Convex experienced a major incident on September 20, 2025, lasting 57m. The incident has been resolved; the full update timeline is below.
Update timeline
- investigating Sep 20, 2025, 12:37 PM UTC
We are currently investigating this issue.
- monitoring Sep 20, 2025, 12:57 PM UTC
An unexpected traffic pattern overloaded some of our services, causing intermittent unavailability across Convex instances. We've added extra capacity and are monitoring to ensure that the system is stable.
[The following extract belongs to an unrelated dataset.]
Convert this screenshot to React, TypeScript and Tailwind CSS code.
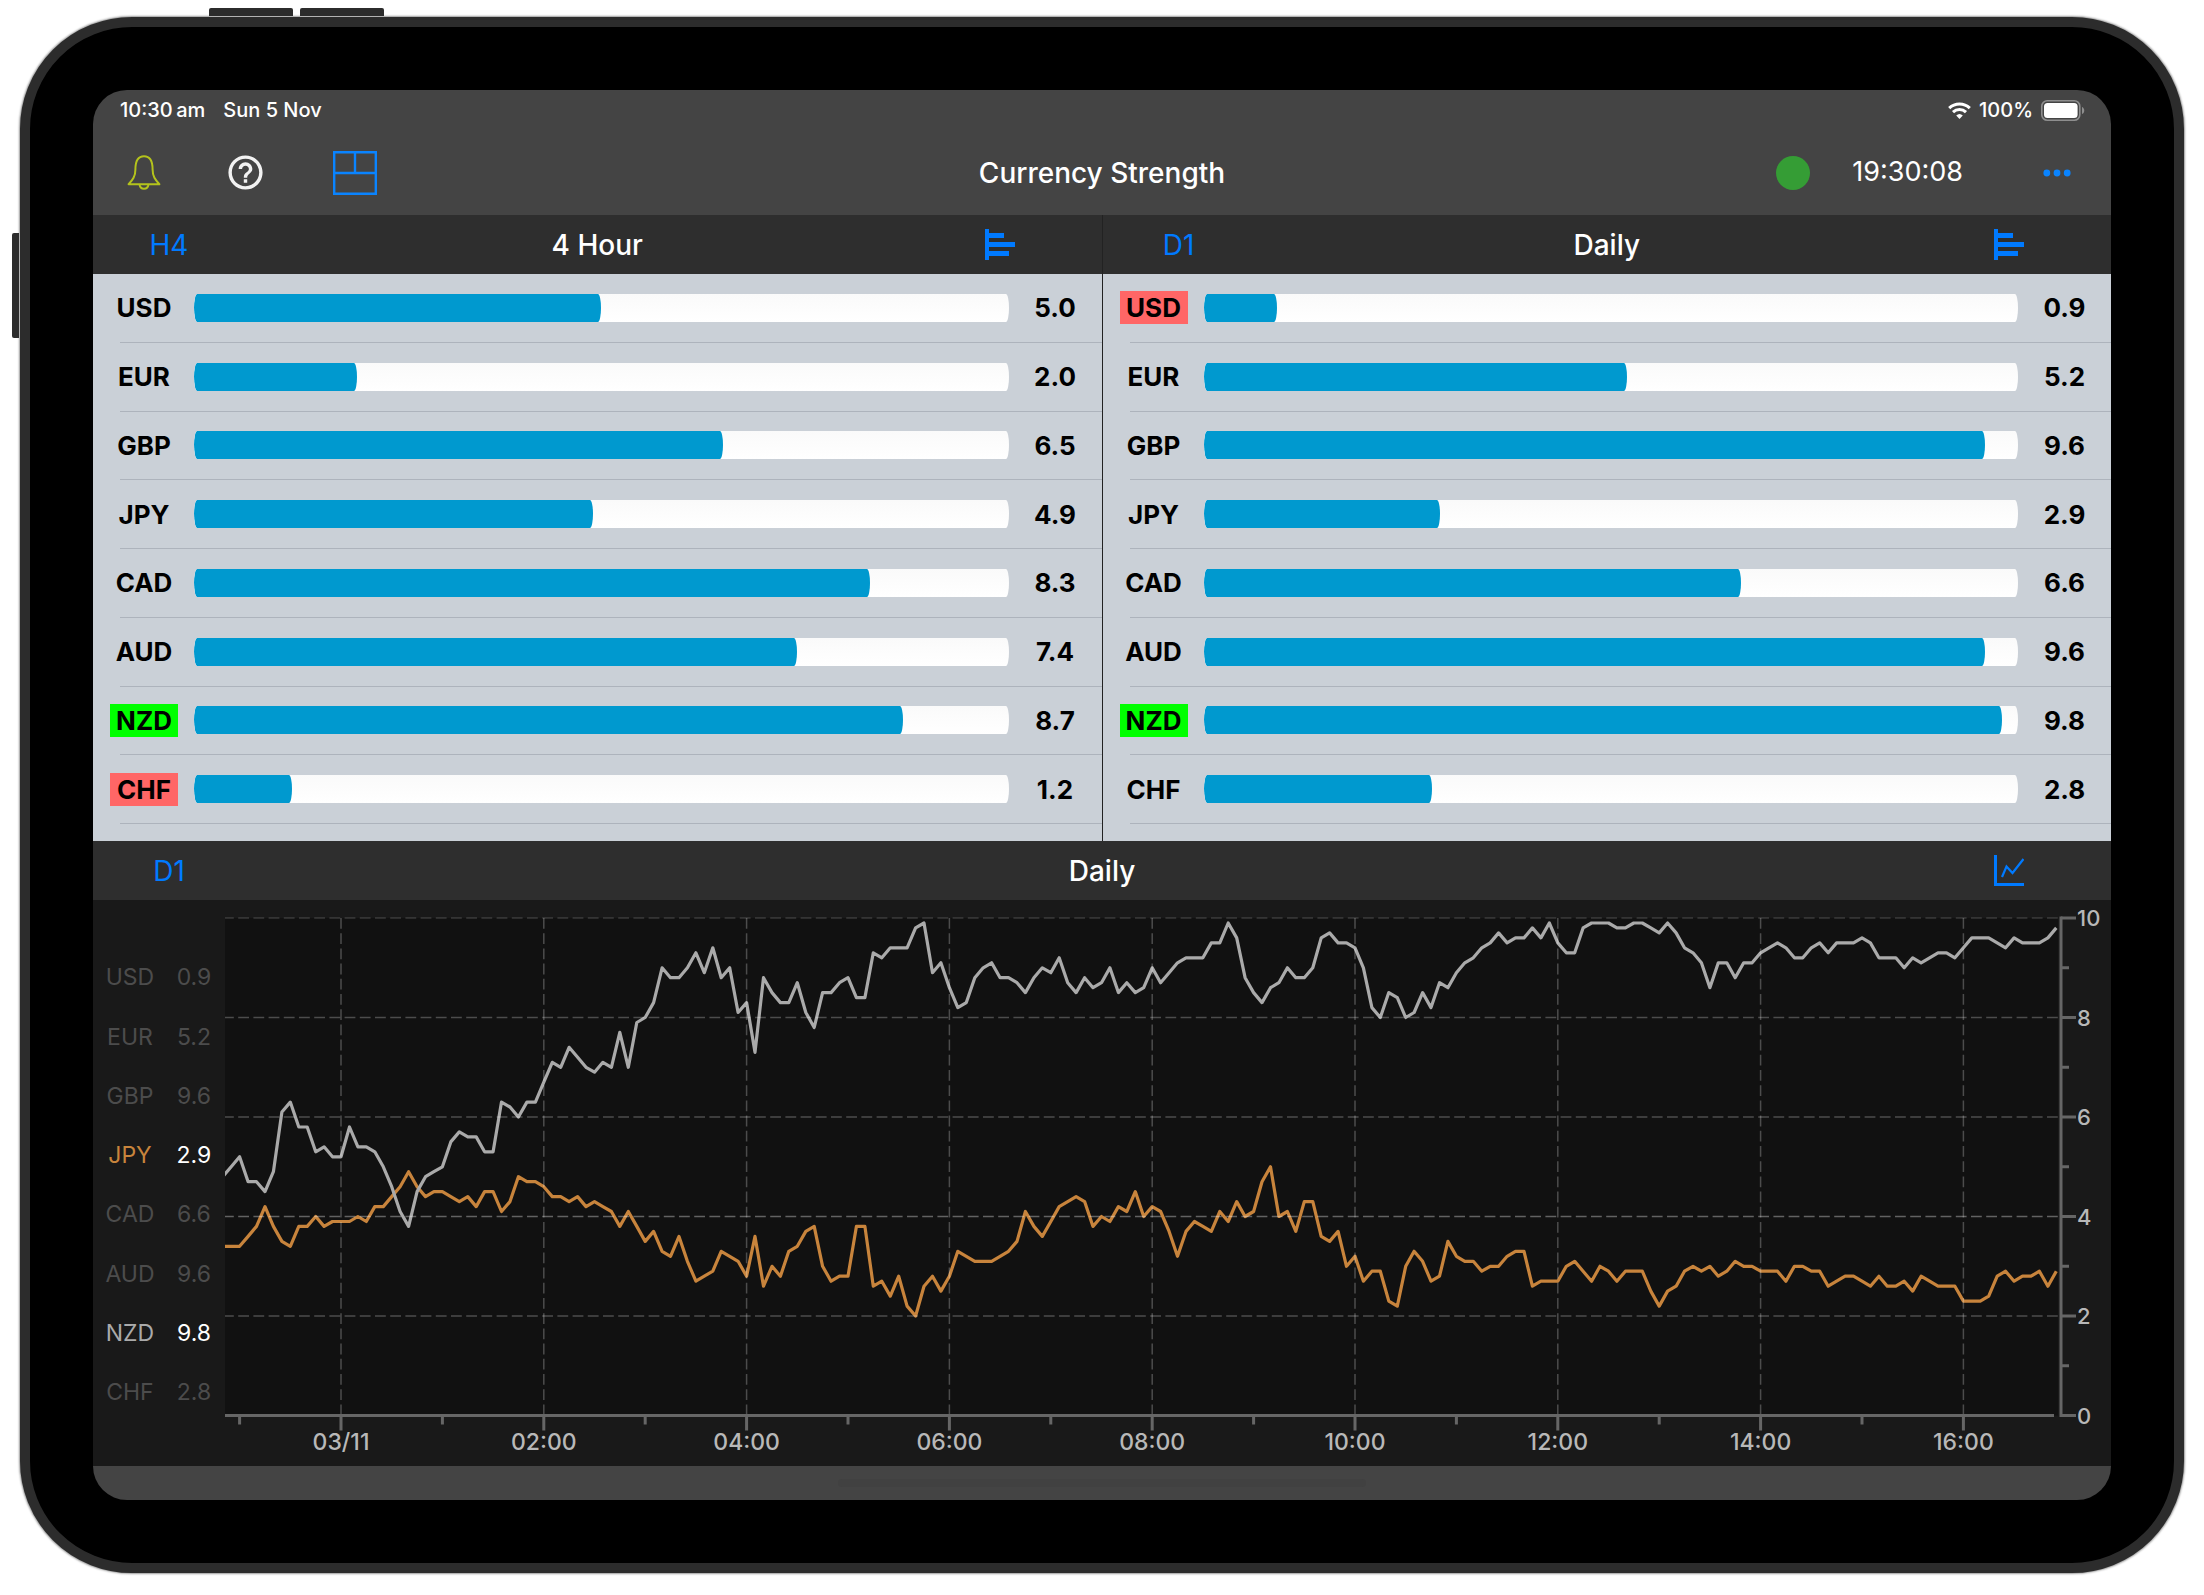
import { MdHelpOutline } from "react-icons/md";

type Strength = { code: string; value: number };

const H4: Strength[] = [
    { code: "USD", value: 5.0 },
    { code: "EUR", value: 2.0 },
    { code: "GBP", value: 6.5 },
    { code: "JPY", value: 4.9 },
    { code: "CAD", value: 8.3 },
    { code: "AUD", value: 7.4 },
    { code: "NZD", value: 8.7 },
    { code: "CHF", value: 1.2 },
];

const D1: Strength[] = [
    { code: "USD", value: 0.9 },
    { code: "EUR", value: 5.2 },
    { code: "GBP", value: 9.6 },
    { code: "JPY", value: 2.9 },
    { code: "CAD", value: 6.6 },
    { code: "AUD", value: 9.6 },
    { code: "NZD", value: 9.8 },
    { code: "CHF", value: 2.8 },
];

// One reading every 5 minutes, the first one 14 readings before midnight
const NZD = [
    4.8, 5.0, 5.2, 4.7, 4.7, 4.5, 4.9, 6.1, 6.3, 5.8, 5.8, 5.3, 5.4, 5.2,
    5.2, 5.8, 5.4, 5.4, 5.3, 5.0, 4.6, 4.1, 3.8, 4.5, 4.8, 4.9, 5.0, 5.5, 5.7, 5.6, 5.6, 5.3, 5.3, 6.3, 6.2, 6.0, 6.3, 6.3,
    6.7, 7.1, 7.0, 7.4, 7.2, 7.0, 6.9, 7.1, 7.0, 7.7, 7.0, 7.9, 8.0, 8.3, 9.0, 8.8, 8.8, 9.0, 9.3, 8.9, 9.4, 8.8, 9.0, 8.1,
    8.3, 7.3, 8.8, 8.5, 8.3, 8.3, 8.7, 8.1, 7.8, 8.5, 8.5, 8.7, 8.8, 8.4, 8.4, 9.3, 9.2, 9.4, 9.4, 9.4, 9.8, 9.9, 8.9, 9.1,
    8.6, 8.2, 8.3, 8.8, 9.0, 9.1, 8.8, 8.8, 8.7, 8.5, 8.8, 9.0, 8.9, 9.2, 8.7, 8.5, 8.8, 8.6, 8.7, 9.0, 8.5, 8.7, 8.5, 8.6,
    9.0, 8.7, 8.9, 9.1, 9.2, 9.2, 9.2, 9.5, 9.5, 9.9, 9.6, 8.8, 8.5, 8.3, 8.6, 8.7, 9.0, 8.8, 8.8, 9.0, 9.6, 9.7, 9.5, 9.5,
    9.4, 9.0, 8.2, 8.0, 8.5, 8.4, 8.0, 8.1, 8.5, 8.2, 8.7, 8.6, 8.9, 9.1, 9.2, 9.4, 9.5, 9.7, 9.5, 9.6, 9.6, 9.8, 9.6, 9.9,
    9.5, 9.3, 9.3, 9.8, 9.9, 9.9, 9.9, 9.8, 9.8, 9.9, 9.9, 9.8, 9.7, 9.9, 9.7, 9.4, 9.3, 9.1, 8.6, 9.1, 9.1, 8.8, 9.1, 9.1,
    9.3, 9.4, 9.5, 9.4, 9.2, 9.2, 9.4, 9.5, 9.3, 9.5, 9.5, 9.5, 9.6, 9.5, 9.2, 9.2, 9.2, 9.0, 9.2, 9.1, 9.2, 9.3, 9.3, 9.2,
    9.4, 9.6, 9.6, 9.6, 9.5, 9.4, 9.6, 9.5, 9.5, 9.5, 9.6, 9.8,
];

const JPY = [
    3.4, 3.4, 3.4, 3.6, 3.8, 4.2, 3.8, 3.5, 3.4, 3.8, 3.8, 4.0, 3.8, 3.9,
    3.9, 3.9, 4.0, 3.9, 4.2, 4.2, 4.4, 4.6, 4.9, 4.6, 4.4, 4.5, 4.5, 4.4, 4.3, 4.4, 4.2, 4.5, 4.5, 4.1, 4.3, 4.8, 4.7, 4.7,
    4.6, 4.4, 4.4, 4.3, 4.4, 4.2, 4.3, 4.2, 4.1, 3.8, 4.1, 3.8, 3.5, 3.7, 3.3, 3.2, 3.6, 3.1, 2.7, 2.8, 2.9, 3.3, 3.2, 3.1,
    2.8, 3.6, 2.6, 3.0, 2.8, 3.3, 3.4, 3.7, 3.8, 3.0, 2.7, 2.8, 2.8, 3.8, 3.8, 2.6, 2.7, 2.4, 2.8, 2.2, 2.0, 2.6, 2.8, 2.5,
    2.8, 3.3, 3.2, 3.1, 3.1, 3.1, 3.2, 3.3, 3.5, 4.1, 3.8, 3.6, 3.9, 4.2, 4.3, 4.4, 4.3, 3.8, 4.0, 3.9, 4.2, 4.1, 4.5, 4.0,
    4.2, 4.1, 3.7, 3.2, 3.7, 3.9, 3.8, 3.7, 4.1, 3.9, 4.3, 4.0, 4.1, 4.7, 5.0, 4.0, 4.1, 3.7, 4.3, 4.3, 3.6, 3.5, 3.7, 3.0,
    3.2, 2.7, 2.9, 2.9, 2.3, 2.2, 3.0, 3.3, 3.1, 2.7, 2.8, 3.5, 3.2, 3.1, 3.1, 2.9, 3.0, 3.0, 3.2, 3.3, 3.3, 2.6, 2.7, 2.7,
    2.7, 3.0, 3.1, 2.9, 2.7, 3.0, 2.9, 2.7, 2.9, 2.9, 2.9, 2.5, 2.2, 2.5, 2.6, 2.9, 3.0, 2.9, 3.0, 2.8, 2.9, 3.1, 3.0, 3.0,
    2.9, 2.9, 2.9, 2.7, 3.0, 3.0, 2.9, 2.9, 2.6, 2.7, 2.8, 2.8, 2.7, 2.6, 2.8, 2.6, 2.6, 2.7, 2.5, 2.8, 2.7, 2.6, 2.6, 2.6,
    2.3, 2.3, 2.3, 2.4, 2.8, 2.9, 2.7, 2.8, 2.8, 2.9, 2.6, 2.9,
];

const TIMES = ["03/11", "02:00", "04:00", "06:00", "08:00", "10:00", "12:00", "14:00", "16:00"];

const LABEL_STYLES: Record<string, string> = {
    high: "bg-[#00ff00]",
    low: "bg-[#ff6666]",
    none: "",
};

const LEGEND_STYLES: Record<string, string> = {
    JPY: "text-[#c8843c]",
    NZD: "text-[#aaaaaa]",
};

function BarsIcon() {
    return (
        <svg width="30" height="31" viewBox="0 0 30 31" fill="#007aff">
            <path d="M0 0h4v31h-4zM4 4h15v5h-15zM4 13h26v5h-26zM4 22h20v5h-20z" />
        </svg>
    );
}

function LineIcon() {
    return (
        <svg width="30" height="31" viewBox="0 0 30 31" fill="none" stroke="#007aff">
            <path d="M1.5 0v29.5H30" strokeWidth="3" />
            <path d="M8 22l4.5-10.5 6 6.5L29.5 4" strokeWidth="2.2" />
        </svg>
    );
}

function StatusBar() {
    return (
        <div className="flex h-10 items-center justify-between pl-[27px] pr-[26px] text-[20px] font-medium">
            <div className="flex gap-[18px]">
                <span>10:30{"\u2009"}am</span>
                <span>Sun 5 Nov</span>
            </div>
            <div className="flex items-center gap-2">
                <svg width="23" height="17" viewBox="0 0 23 17" fill="none" stroke="white" strokeWidth="3">
                    <path d="M1.2 6.2a14.8 14.8 0 0 1 20.6 0" />
                    <path d="M5 10.2a9.4 9.4 0 0 1 13 0" />
                    <path d="M11.5 17l-3.3-3.4a4.8 4.8 0 0 1 6.6 0z" fill="white" stroke="none" />
                </svg>
                <span>100%</span>
                <svg width="44" height="21" viewBox="0 0 44 21">
                    <rect x="0.8" y="0.8" width="38" height="19.4" rx="5.5" fill="none" stroke="#8e8e8e" strokeWidth="1.6" />
                    <rect x="3" y="3" width="33.6" height="15" rx="3.5" fill="white" />
                    <path d="M41 7c3 1 3 6 0 7z" fill="#8e8e8e" />
                </svg>
            </div>
        </div>
    );
}

function Toolbar() {
    return (
        <div className="grid h-[85px] grid-cols-[1fr_auto_1fr] items-center px-[34px]">
            <div className="flex items-center gap-16">
                <button type="button" aria-label="Alerts">
                    <svg width="34" height="35" viewBox="0 0 34 35" fill="none" stroke="#b4c31c" strokeWidth="2">
                        <path d="M1.6 29.2C5.8 24.8 8.4 21.5 8.4 14.4C8.4 6 11 1.2 17 1.2S25.6 6 25.6 14.4C25.6 21.5 28.2 24.8 32.4 29.2Z" strokeLinejoin="round" />
                        <path d="M12.6 29.6c.6 5.4 8.2 5.4 8.8 0" />
                    </svg>
                </button>
                <button type="button" aria-label="Help">
                    <MdHelpOutline className="size-[41px] text-[#f2f2f2]" />
                </button>
                <button type="button" aria-label="Layout">
                    <svg width="50" height="50" viewBox="0 0 50 50" fill="none" stroke="#0a84ff" strokeWidth="2.4">
                        <path d="M4.2 4.2h41.6v41.6H4.2zM4.2 25h41.6M25 4.2V25" />
                    </svg>
                </button>
            </div>
            <h1 className="text-[28px] font-medium">Currency Strength</h1>
            <div className="flex items-center justify-end">
                <span className="size-[34px] rounded-full bg-[#359d35]" />
                <time className="ml-[42px] text-[27px]">19:30:08</time>
                <button type="button" aria-label="More" className="mr-1.5 ml-20">
                    <svg width="28" height="8" viewBox="0 0 28 8" fill="#0a84ff">
                        <circle cx="3.8" cy="4" r="3.4" />
                        <circle cx="14" cy="4" r="3.4" />
                        <circle cx="24.2" cy="4" r="3.4" />
                    </svg>
                </button>
            </div>
        </div>
    );
}

function PanelHeader({ frame, title, chart }: { frame: string; title: string; chart?: boolean }) {
    return (
        <div className="grid h-[59px] grid-cols-[1fr_auto_1fr] items-center bg-[#2e2e2e] px-11">
            <button type="button" className="w-16 text-[28px] text-[#007aff]">{frame}</button>
            <h2 className="text-[28px] font-medium">{title}</h2>
            <button type="button" aria-label="Change view" className="mr-[43px] justify-self-end">
                {chart ? <LineIcon /> : <BarsIcon />}
            </button>
        </div>
    );
}

function StrengthPanel({ frame, title, rows }: { frame: string; title: string; rows: Strength[] }) {
    const values = rows.map((r) => r.value);
    const max = Math.max(...values);
    const min = Math.min(...values);

    return (
        <section className="flex-1">
            <PanelHeader frame={frame} title={title} />
            <div className="bg-[#cad0d7] pb-[17px] text-black">
                <ul className="grid h-[550px] grid-rows-8">
                    {rows.map((row) => {
                        const mark = row.value === max ? "high" : row.value === min ? "low" : "none";
                        return (
                            <li key={row.code} className="flex flex-col">
                                <div className="flex flex-1 items-center pl-[17px] text-[26px] font-bold">
                                    <span className={`w-[68px] text-center leading-[33px] ${LABEL_STYLES[mark]}`}>{row.code}</span>
                                    <div className="ml-4 h-7 flex-1 overflow-hidden bg-gradient-to-b from-[#fafafa] to-white [border-radius:4px/18px]">
                                        <div className="h-full bg-[#0099cf] [border-radius:4px/18px]" style={{ width: `${row.value * 10}%` }} />
                                    </div>
                                    <span className="w-[93px] text-center">{row.value.toFixed(1)}</span>
                                </div>
                                <div className="ml-[27px] h-px bg-[#adb3bc]" />
                            </li>
                        );
                    })}
                </ul>
            </div>
        </section>
    );
}

// Chart geometry, in viewBox units
const MIDNIGHT = 116;
const STEP = 8.45;
const TOP = 18;
const UNIT = 49.75;
const BOTTOM = TOP + UNIT * 10;

const toPoints = (data: number[]) =>
    data.map((v, i) => `${(MIDNIGHT + (i - 14) * STEP).toFixed(1)},${(TOP + (10 - v) * UNIT).toFixed(1)}`).join(" ");

function StrengthChart() {
    return (
        <svg viewBox="0 0 1886 566" className="block h-auto min-w-0 flex-1">
            <defs>
                <clipPath id="plot">
                    <rect x="0" y={TOP} width="1833" height={UNIT * 10} />
                </clipPath>
            </defs>
            <rect x="0" y={TOP} width="1833" height={UNIT * 10} fill="#111111" />
            <g clipPath="url(#plot)" fill="none" strokeWidth="3.2" strokeLinejoin="round">
                <polyline points={toPoints(JPY)} stroke="#c8843c" />
                <polyline points={toPoints(NZD)} stroke="#aaaaaa" />
            </g>
            <g stroke="white" strokeOpacity="0.25" strokeWidth="1.5" strokeDasharray="10.8 4.4">
                {[10, 8, 6, 4, 2].map((v) => (
                    <path key={v} d={`M-2 ${TOP + (10 - v) * UNIT}H1833`} strokeOpacity={v === 10 ? 0.16 : v === 4 ? 0.34 : 0.25} />
                ))}
                {TIMES.map((t, i) => (
                    <path key={t} d={`M${MIDNIGHT + i * 24 * STEP} ${TOP}V${BOTTOM}`} />
                ))}
            </g>
            <g stroke="#666666" strokeWidth="3">
                <path d={`M0 ${BOTTOM}H1829`} />
                <path d={`M1836 ${TOP - 1.5}V${BOTTOM + 1.5}`} />
                {TIMES.map((t, i) => (
                    <path
                        key={t}
                        d={`M${MIDNIGHT + (i * 24 - 12) * STEP} ${BOTTOM}v9M${MIDNIGHT + i * 24 * STEP} ${BOTTOM}v15`}
                    />
                ))}
                {[0, 2, 4, 6, 8, 10].map((v) => (
                    <path key={v} d={`M1836 ${TOP + v * UNIT}h15`} />
                ))}
                {[1, 3, 5, 7, 9].map((v) => (
                    <path key={v} d={`M1836 ${TOP + v * UNIT}h8`} />
                ))}
            </g>
            <g fill="#b8b8b8" fontSize="22" fontWeight="500">
                {TIMES.map((t, i) => (
                    <text key={t} x={MIDNIGHT + i * 24 * STEP} y="550" fontSize="23" textAnchor="middle">{t}</text>
                ))}
                {[0, 2, 4, 6, 8, 10].map((v) => (
                    <text key={v} x="1852" y={TOP + (10 - v) * UNIT + 8}>{v}</text>
                ))}
            </g>
        </svg>
    );
}

export default function App() {
    return (
        <div className="bg-white px-5 pt-[17px] pb-[22px] font-['Inter','Liberation_Sans',sans-serif]">
            <div className="relative rounded-[112px] border-10 border-[#2c2c2c] bg-black p-[63px] shadow-[0_0_2px_1px_#999999]">
                {/* Hardware buttons on the case */}
                <div className="absolute -top-[19px] left-[179px] flex gap-[7px]">
                    <span className="h-2 w-[84px] rounded-t-[2px] bg-[#2c2c2c]" />
                    <span className="h-2 w-[84px] rounded-t-[2px] bg-[#2c2c2c]" />
                </div>
                <span className="absolute top-[206px] -left-[18px] h-[105px] w-[7px] rounded-l-[2px] bg-[#2c2c2c]" />

                <main className="overflow-hidden rounded-[34px] bg-[#444444] text-white">
                    <header>
                        <StatusBar />
                        <Toolbar />
                    </header>

                    <div className="flex">
                        <StrengthPanel frame="H4" title="4 Hour" rows={H4} />
                        <div className="w-px bg-[#222222]" />
                        <StrengthPanel frame="D1" title="Daily" rows={D1} />
                    </div>

                    <section>
                        <PanelHeader frame="D1" title="Daily" chart />
                        <div className="flex bg-[#191919]">
                            <ul className="flex w-[132px] flex-col pt-12 pb-11 pl-1 text-[23px]">
                                {D1.map(({ code, value }) => (
                                    <li key={code} className="flex flex-1 items-center text-center">
                                        <span className={`w-[68px] ${LEGEND_STYLES[code] ?? "text-[#4c4c4c]"}`}>{code}</span>
                                        <span className={`w-16 ${LEGEND_STYLES[code] ? "text-white" : "text-[#4c4c4c]"}`}>
                                            {value.toFixed(1)}
                                        </span>
                                    </li>
                                ))}
                            </ul>
                            <StrengthChart />
                        </div>
                    </section>

                    <footer className="flex h-[34px] items-center justify-center">
                        <span className="h-2 w-[528px] rounded-full bg-[#414141]" />
                    </footer>
                </main>
            </div>
        </div>
    );
}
- resolved Sep 20, 2025, 01:15 PM UTC
This incident has been resolved.
- postmortem Sep 20, 2025, 08:42 PM UTC
From around 5:18am to 5:54am Pacific \(12:18pm to 12:54pm UTC\), Convex had a 36 min period of intermittent downtime that affected all Convex services. The specific issue was a cascading failure in our traffic layer. We had a traffic node \(Caddy\) run out of memory due to an unforeseen load spike and instead of just being restarted/replaced this node was marked as permanently down by our container management layer \(Nomad\) which led to the issue propagating to all traffic servers. Since the incident we've more than doubled the size of our traffic layer, fixed the failover behavior which led to nodes staying failed after OOMing, and will be investigating alternative traffic services. As always data was safe during this incident but we really apologize for the availability impact during that time period.